I shuddered, however, when a word popped into my head. It was a word that I hadn’t heard for years. A word I had first heard in my youth when I enjoyed dreaming about the future—both utopic and dystopic. The word was soylent.
Now, I realize that I was exhausted from my travels and punchy from nearly 24 hours without sleep. I was probably just jumping to conclusions—my senses dulled by the long flight. The ghost of Charlton Heston sat next to me, however, as I went through the checklist: The omelet, hasbrowns and pastry were shades of Soylent Yellow. This left the tomato and sausage as shades of Solyent Red. Thankfully there was no Soylent Green. United Airlines was unknowingly serving the meal of the future.
A while back I read an excellent piece in The Baffler by David Graeber, Of Flying Cars and the Declining Rate of Proft, which begins with his own realization that the futures we dreamt of in our childhood haven’t turned out the way we were lead to believe. Like Dr. Graeber, I wanted flying cars, space stations and travel to other worlds. The dreams of the 20th Century—both communist and capitalist—have collapsed leaving it easier to imagine a zombie apocalypse, alien invasion or that vampires live among us, than to imagine a better alternative—my own rephrasing of the famous quote, often attributed to Jameson or Zizek (but apparently originally said by H. Bruce Franklin in a 1979 essay), that it is “easier to imagine the end of the world than the end of capitalism.”

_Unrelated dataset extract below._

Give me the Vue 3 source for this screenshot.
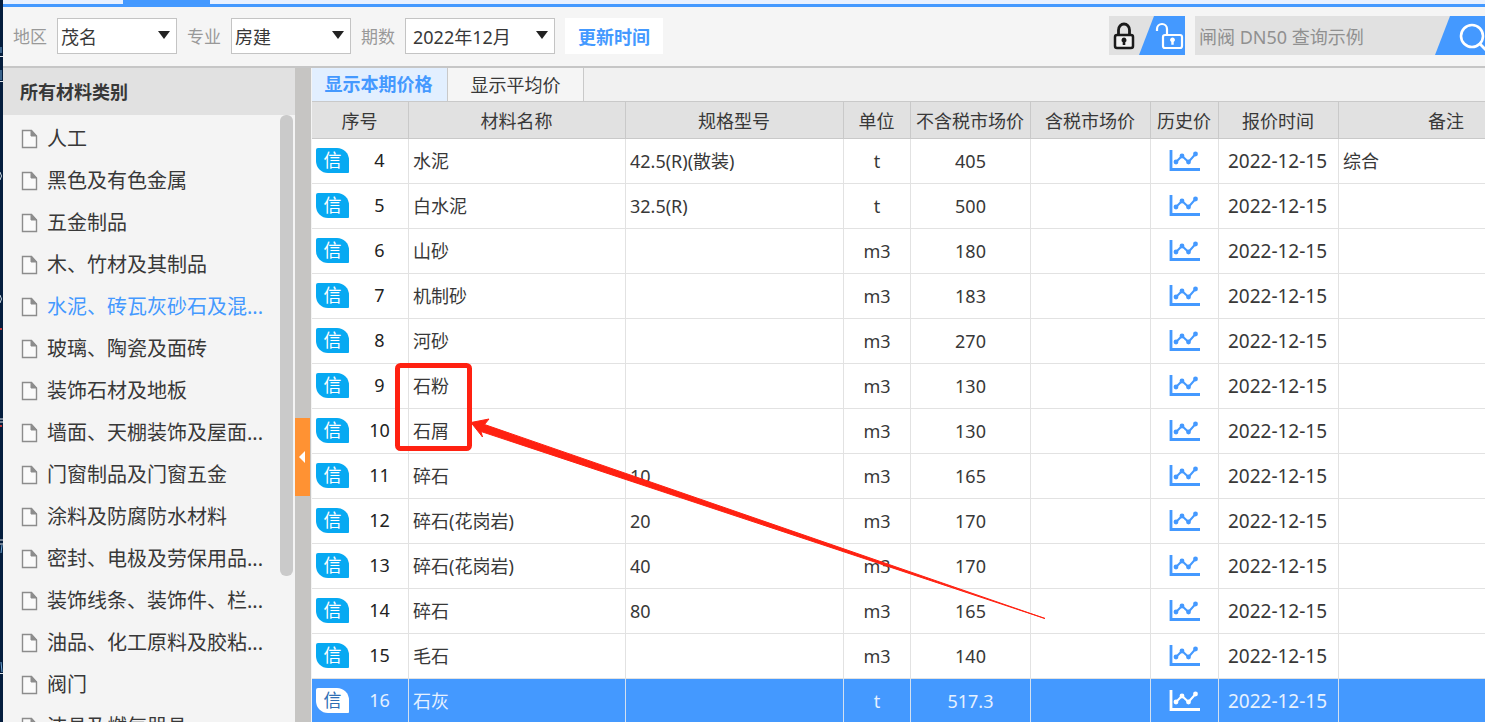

Sitting in my cramped seat 33,000 feet above the earth, crammed into a metal cylinder with hundreds of strangers, all of us sweating and aspirating and farting and using the same three bathrooms, I thought fondly of the opening scenes of 2001: A Space Odyssey. I remembered the fantastic images of that past future that was such fodder for the fertile imagination of my childhood. I wanted to be David Bowman sitting leisurely in the spotlessly clean and refreshingly uncluttered space station orbiting the earth. I wanted that space station not soylent. Bowman not Heston. That future is now.
Thanks to Steve Jobs I suppose I do have an iPad—one of the only things I can point to as proof this is the future. As I lifted it to take a photo of my inflight breakfast, I decided to take one shot with Hipstamatic. Its warm software algorithms transformed my soylent-meal into a hazy nostalgic image evoking the better futures of the past. It made my meal look much more appetizing. Even if things didn’t quite work out as we had dreamed, at least we now have the technology to imagine they had.
Reading your blog post reminded me of TVP – textured vegetable protein. I was a Boundary Waters canoe guide in the late 70s just before freeze dried food became widely available. My boss had figured out that we could make cheap, light weight meals by using TVP as the main ingredient. White TVP was ‘chicken’, pink was ‘pork’, and brown was ‘beef’. Add some powder soup mix, pasta or rice and it could look like food, but it was truly inedible. Fortunately I only had to feed this meal once a week. I’d wait until near the end of the trip before springing it on the customers. I guess I hoped they would be so hungry that they wouldn’t mind. I was a happy camper, though, when we finally switched to Mountain House Chili Mac. I still think of freeze dried food as a luxury.